Bangalore is the capital and largest city of the Indian state of Karnataka. With a population of over 15 million (as of January 2016), Bangalore is the third largest city in India and 27th largest city in the world. Bangalore is one of the most ethnically diverse cities in the country, with over 51% of the city's population being migrants from other parts of India. Historically a multicultural city, Bangalore has experienced a dramatic social and cultural change with the advent of the liberalization and expansion of the information technology and business process outsourcing industries in India. IT companies in Bangalore employ over 35% of India's pool of 1 million IT professionals.

Garden City 
Bangalore was known as the Garden City of India and has two nationally recognized botanical gardens – Lal Bagh and Cubbon Park, which attract a lot of visitors through the year. The city was the recipient of the Indira Priyadarshini Vruksha Mitra award in the late 1980s, in recognition of its extensive green cover. Bannerghatta Zoo is also filled with green landscape with a wide variety of animals and birds.

Religion 
The people of Bengaluru are called Bengalurean or Bangalorean and the definition permeates class, religion and language. One of the major religions of Bengaluru is Hinduism. The city celebrates what is known to be Bengaluru's oldest festival called  "Karaga Shaktyotsava". Deepavali, the "Festival of Lights", transcends demographic and religious lines and is celebrated with great vigour. Dasara, a traditional celebratory hallmark of the old Kingdom of Mysuru is another important festival. Other traditional Indian festivals such as Ganesh Chaturthi, Ugadi, Sankranthi are also celebrated.

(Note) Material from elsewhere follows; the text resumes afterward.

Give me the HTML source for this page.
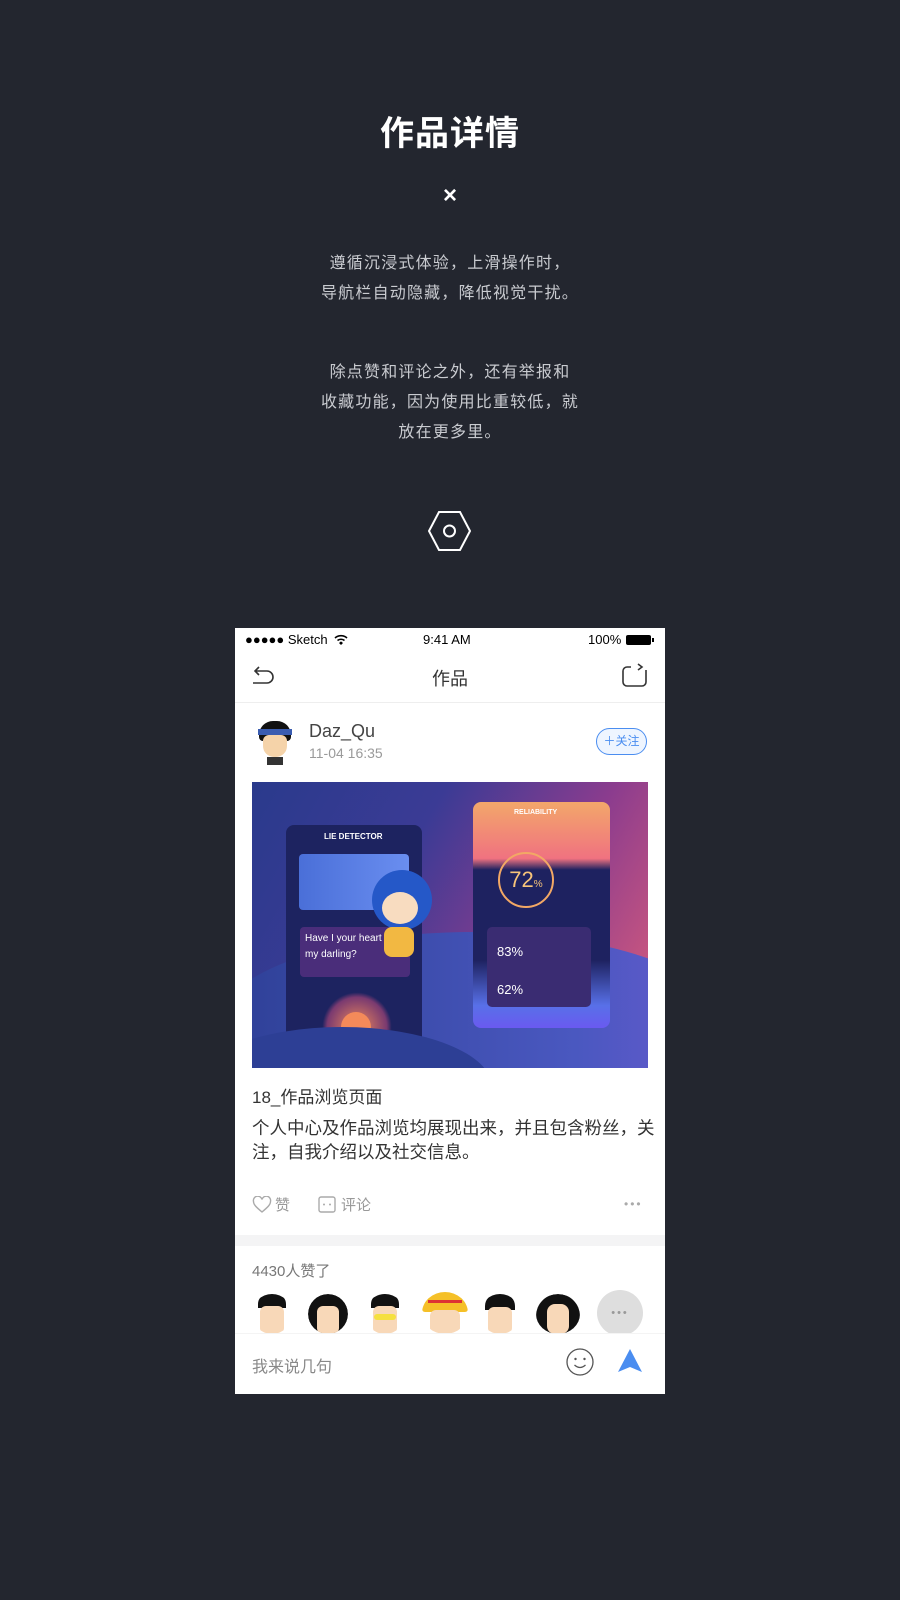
<!DOCTYPE html>
<html><head><meta charset="utf-8"><style>
*{margin:0;padding:0;box-sizing:border-box}
body{width:900px;height:1600px;background:#23262f;font-family:"Liberation Sans","Noto Sans CJK SC",sans-serif;position:relative;overflow:hidden}
.a{position:absolute}
.c{left:0;width:900px;text-align:center}
.p{color:#c9cbd0;font-size:16px;line-height:30px;letter-spacing:1.2px}
.ph{left:235px;top:628px;width:430px;height:766px;background:#fff;overflow:hidden}
.av{width:40px;height:40px;border-radius:50%;background:#fff;overflow:hidden}
</style></head><body>
<div class="a c" style="top:106px;color:#fff;font-size:34px;font-weight:bold;letter-spacing:1px">作品详情</div>
<div class="a c" style="top:182px;color:#fff;font-size:24px;font-weight:bold">×</div>
<div class="a c p" style="top:249px">遵循沉浸式体验，上滑操作时，<br>导航栏自动隐藏，降低视觉干扰。</div>
<div class="a c p" style="top:358px">除点赞和评论之外，还有举报和<br>收藏功能，因为使用比重较低，就<br>放在更多里。</div>
<svg class="a" style="left:428px;top:510px" width="43" height="42" viewBox="0 0 43 42"><polygon points="11,2 32,2 42,21 32,40 11,40 1,21" fill="none" stroke="#fff" stroke-width="2"/><circle cx="21.5" cy="21" r="5.5" fill="none" stroke="#fff" stroke-width="2"/></svg>

<div class="a ph">
 <div class="a" style="left:10px;top:4px;font-size:13px;color:#000">●●●●● Sketch</div>
 <svg class="a" style="left:99px;top:6px" width="14" height="11" viewBox="0 0 14 11"><path d="M1 4a9 9 0 0 1 12 0M3.5 6.5a5.5 5.5 0 0 1 7 0" fill="none" stroke="#000" stroke-width="1.6"/><path d="M5 9l2-1.6L9 9 7 11z" fill="#000"/></svg>
 <div class="a" style="left:188px;top:4px;font-size:13px;color:#000">9:41 AM</div>
 <div class="a" style="left:353px;top:4px;font-size:13px;color:#000">100%</div>
 <div class="a" style="left:391px;top:7px;width:25px;height:10px;background:#000;border-radius:2px"></div>
 <div class="a" style="left:417px;top:10px;width:2px;height:4px;background:#000"></div>
 <svg class="a" style="left:16px;top:34px" width="26" height="26" viewBox="0 0 26 26"><path d="M2 21h14a6 6 0 0 0 0-12H5M8 5L4 9l4 4" fill="none" stroke="#333" stroke-width="1.6"/></svg>
 <div class="a" style="left:0;width:430px;text-align:center;top:37px;font-size:18px;color:#333">作品</div>
 <svg class="a" style="left:386px;top:34px" width="28" height="26" viewBox="0 0 28 26"><path d="M10 5H6a4 4 0 0 0-4 4v11a4 4 0 0 0 4 4h15a4 4 0 0 0 4-4V8M17 2l4 3-4 3" fill="none" stroke="#333" stroke-width="1.6"/></svg>
 <div class="a" style="left:0;top:74px;width:430px;height:1px;background:#eee"></div>
 <div class="a av" style="left:18px;top:89px;width:44px;height:48px;border-radius:0">
  <div class="a" style="left:6px;top:4px;width:32px;height:20px;background:#111;border-radius:14px 14px 4px 4px"></div>
  <div class="a" style="left:5px;top:12px;width:34px;height:6px;background:#3a5cb0"></div>
  <div class="a" style="left:10px;top:18px;width:24px;height:22px;background:#f5d3a9;border-radius:6px 6px 11px 11px"></div>
  <div class="a" style="left:14px;top:40px;width:16px;height:8px;background:#333"></div>
 </div>
 <div class="a" style="left:74px;top:93px;font-size:18px;color:#444">Daz_Qu</div>
 <div class="a" style="left:74px;top:117px;font-size:14px;color:#9a9a9a">11-04 16:35</div>
 <div class="a" style="left:361px;top:100px;width:51px;height:27px;border:1px solid #4a8df0;border-radius:14px;background:#eef5ff;color:#4a8df0;font-size:12px;line-height:25px;text-align:center">＋关注</div>
 <div class="a" style="left:17px;top:154px;width:396px;height:286px;overflow:hidden;background:linear-gradient(120deg,#2a3a8c 0%,#3b3b95 35%,#8b3c8e 65%,#e0607a 100%)">
  <div class="a" style="left:-40px;top:150px;width:520px;height:200px;border-radius:50%;background:linear-gradient(90deg,#2d3f95,#4a58c0 70%,#6a5ad0)"></div>
  <div class="a" style="left:34px;top:43px;width:136px;height:220px;background:#1d2360;border-radius:8px"></div>
  <div class="a" style="left:72px;top:50px;color:#fff;font-size:8px;font-weight:bold">LIE DETECTOR</div>
  <div class="a" style="left:47px;top:72px;width:110px;height:56px;background:linear-gradient(90deg,#4a6fd8,#6a8ef0);border-radius:4px"></div>
  <div class="a" style="left:48px;top:145px;width:110px;height:50px;background:#4a2d7a;border-radius:4px;color:#fff;font-size:10px;padding:4px 5px;line-height:16px">Have I your heart<br>my darling?</div>
  <div class="a" style="left:70px;top:210px;width:70px;height:70px;border-radius:50%;background:radial-gradient(#f08a5a,#7a3a70 60%,transparent 70%)"></div>
  <div class="a" style="left:89px;top:230px;width:30px;height:30px;border-radius:50%;background:#f48a5a"></div>
  <div class="a" style="left:-60px;top:245px;width:300px;height:120px;border-radius:50%;background:#2d3f95"></div>
  <div class="a" style="left:221px;top:20px;width:137px;height:226px;border-radius:8px;background:linear-gradient(180deg,#f3a76a 0%,#f07280 25%,#1e2260 30%,#1e2260 70%,#5870e8 90%,#6a5af0)"></div>
  <div class="a" style="left:262px;top:27px;color:#fff;font-size:7px;font-weight:bold">RELIABILITY</div>
  <div class="a" style="left:246px;top:70px;width:56px;height:56px;border-radius:50%;border:2px solid #f2a865;color:#f7c47a;font-size:22px;text-align:center;line-height:52px">72<span style="font-size:10px">%</span></div>
  <div class="a" style="left:235px;top:145px;width:104px;height:80px;background:#3a2c72;border-radius:5px;color:#fff;font-size:13px;padding:6px 10px;line-height:38px">83%<br>62%</div>
  <div class="a" style="left:120px;top:88px;width:60px;height:60px;border-radius:50%;background:#2558c8"></div>
  <div class="a" style="left:130px;top:110px;width:36px;height:32px;border-radius:50%;background:#f8dcc0"></div>
  <div class="a" style="left:132px;top:145px;width:30px;height:30px;border-radius:8px;background:#f2b842"></div>
 </div>
 <div class="a" style="left:17px;top:455px;font-size:17px;color:#333">18_作品浏览页面</div>
 <div class="a" style="left:17px;top:488px;width:410px;font-size:17.5px;color:#333;line-height:24px">个人中心及作品浏览均展现出来，并且包含粉丝，关注，自我介绍以及社交信息。</div>
 <svg class="a" style="left:17px;top:568px" width="20" height="18" viewBox="0 0 20 18"><path d="M10 16C4 11 1.5 8.5 1.5 5.5A4 4 0 0 1 10 3.5 4 4 0 0 1 18.5 5.5C18.5 8.5 16 11 10 16z" fill="none" stroke="#aaa" stroke-width="1.4"/></svg>
 <div class="a" style="left:40px;top:566px;font-size:15px;color:#999">赞</div>
 <svg class="a" style="left:83px;top:568px" width="18" height="17" viewBox="0 0 18 17"><rect x="1" y="1" width="16" height="15" rx="2" fill="none" stroke="#aaa" stroke-width="1.4"/><circle cx="6" cy="8.5" r="1" fill="#aaa"/><circle cx="12" cy="8.5" r="1" fill="#aaa"/></svg>
 <div class="a" style="left:106px;top:566px;font-size:15px;color:#999">评论</div>
 <div class="a" style="left:389px;top:569px;font-size:12px;color:#aaa;letter-spacing:2px">•••</div>
 <div class="a" style="left:0;top:607px;width:430px;height:11px;background:#f4f4f5"></div>
 <div class="a" style="left:17px;top:632px;font-size:15px;color:#777">4430人赞了</div>
 <div class="a av" style="left:17px;top:666px"><div class="a" style="left:6px;top:0;width:28px;height:14px;background:#111;border-radius:10px 10px 0 0"></div><div class="a" style="left:8px;top:12px;width:24px;height:28px;background:#f8d8b8;border-radius:6px"></div></div>
 <div class="a av" style="left:73px;top:666px"><div class="a" style="left:0;top:0;width:40px;height:40px;background:#111;border-radius:50%"></div><div class="a" style="left:9px;top:12px;width:22px;height:28px;background:#f8d8b8;border-radius:6px"></div></div>
 <div class="a av" style="left:130px;top:666px"><div class="a" style="left:6px;top:0;width:28px;height:14px;background:#111;border-radius:10px 10px 0 0"></div><div class="a" style="left:8px;top:12px;width:24px;height:28px;background:#f8d8b8;border-radius:6px"></div><div class="a" style="left:9px;top:20px;width:22px;height:6px;background:#f5e040;border-radius:3px"></div></div>
 <div class="a av" style="left:187px;top:664px;width:46px;height:42px"><div class="a" style="left:0;top:0;width:46px;height:20px;background:#f5c028;border-radius:22px 22px 4px 4px"></div><div class="a" style="left:6px;top:8px;width:34px;height:3px;background:#d33"></div><div class="a" style="left:8px;top:18px;width:30px;height:24px;background:#f8d8b8;border-radius:6px"></div></div>
 <div class="a av" style="left:245px;top:666px"><div class="a" style="left:5px;top:0;width:30px;height:16px;background:#111;border-radius:12px 12px 0 0"></div><div class="a" style="left:8px;top:13px;width:24px;height:27px;background:#f8d8b8;border-radius:6px"></div></div>
 <div class="a av" style="left:301px;top:666px;width:44px"><div class="a" style="left:0;top:0;width:44px;height:44px;background:#111;border-radius:50%"></div><div class="a" style="left:11px;top:10px;width:22px;height:30px;background:#f8d8b8;border-radius:8px"></div></div>
 <div class="a" style="left:362px;top:662px;width:46px;height:46px;border-radius:50%;background:#dedede;color:#999;font-size:11px;text-align:center;line-height:46px;letter-spacing:2px">•••</div>
 <div class="a" style="left:0;top:705px;width:430px;height:61px;background:#fff;border-top:1px solid #f4f4f4"></div>
 <div class="a" style="left:17px;top:725px;font-size:16px;color:#888">我来说几句</div>
 <svg class="a" style="left:330px;top:719px" width="30" height="30" viewBox="0 0 30 30"><circle cx="15" cy="15" r="13" fill="none" stroke="#555" stroke-width="1.3"/><circle cx="10.5" cy="12" r="1.2" fill="#555"/><circle cx="19.5" cy="12" r="1.2" fill="#555"/><path d="M9.5 18q5.5 5 11 0" fill="none" stroke="#555" stroke-width="1.3"/></svg>
 <svg class="a" style="left:381px;top:719px" width="28" height="28" viewBox="0 0 28 28"><path d="M14 2L26 25 14 20 2 25z" fill="#4a8df0"/></svg>
</div>
</body></html>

Eid ul-Fitr, Eid ul-Azha and Christmas are also reportedly celebrated by the Muslim and Christian population respectively.

Entertainment 

Bangalore is home to the Kannada film industry which churns out about 100 movies each year and is the fifth largest movie industry in India, in terms of revenue. The Kannada Movie Industry has spawned a different colloquial type variety altogether, commonly referred to as Bangalore Kannada.

Bangalore is also known as the Ham Radio Capital of India because of the number of Amateur (Ham) Radio licence holders and their activities. Bangalore has nearly twenty Amateur (Ham) Radio Clubs and four VHF Repeaters. Bangalore Amateur Radio Club VU2ARC started in the year 1959 celebrating its Golden Jubilee – 50th Year.  Lions Clubs International Amateur (Ham) Radio Club VU2LCI has its base here.

Cuisine 

The diversity of the cuisine available is reflective of the social and economic diversity of Bangalore. Roadside vendors, tea stalls, South Indian, North Indian, Arabic food, Chinese and Western fast food are all very popular in the city. Udupi restaurants, are very popular and serve predominantly vegetarian cuisine. The Chinese food and the Thai food served in most of the restaurants can be customised to cater to the tastes of the Indian population. Bangalore can also be called a foodie's paradise because of its vast variety of foods and edibles with a touch of Bangalore's uniqueness and tradition

Some of the renowned traditional Bangalore's vegetarian restaurants are MTR (Mavalli Tiffin Room), Vidyarthi Bhavan, Udupi Krishna Bhavan, Ramakrishna Lunch Home, Hotel Sharavathi in Yelahanka, New Krishna Bhavan, Janatha Hotel, Central Tiffin Room, Restaurants at Janardhana Hotel and Chalukya Hotel and Ullas to name a few. The masala dose – rice pancake smeared with red chilli chutney and stuffed with potato curry, 'set dose' – 3 medium-sized doses, 'benne masalae' – thick rice pancake prepared with butter – are some of the local favourites and few stake the origin of these dishes from Bangalore. Bisi bele bath, Rava idli, Pongal, the spicy Uppittu – served as Khara Bath in most of the restaurants are some of the other local favourites. The Udipis or the South Indian restaurant/cafes are known for their Filter Coffee. One of the popular places in South Bangalore is Brahmin's Coffee Bar, where people go at 6:00 am for their fresh cuppa after their morning walks.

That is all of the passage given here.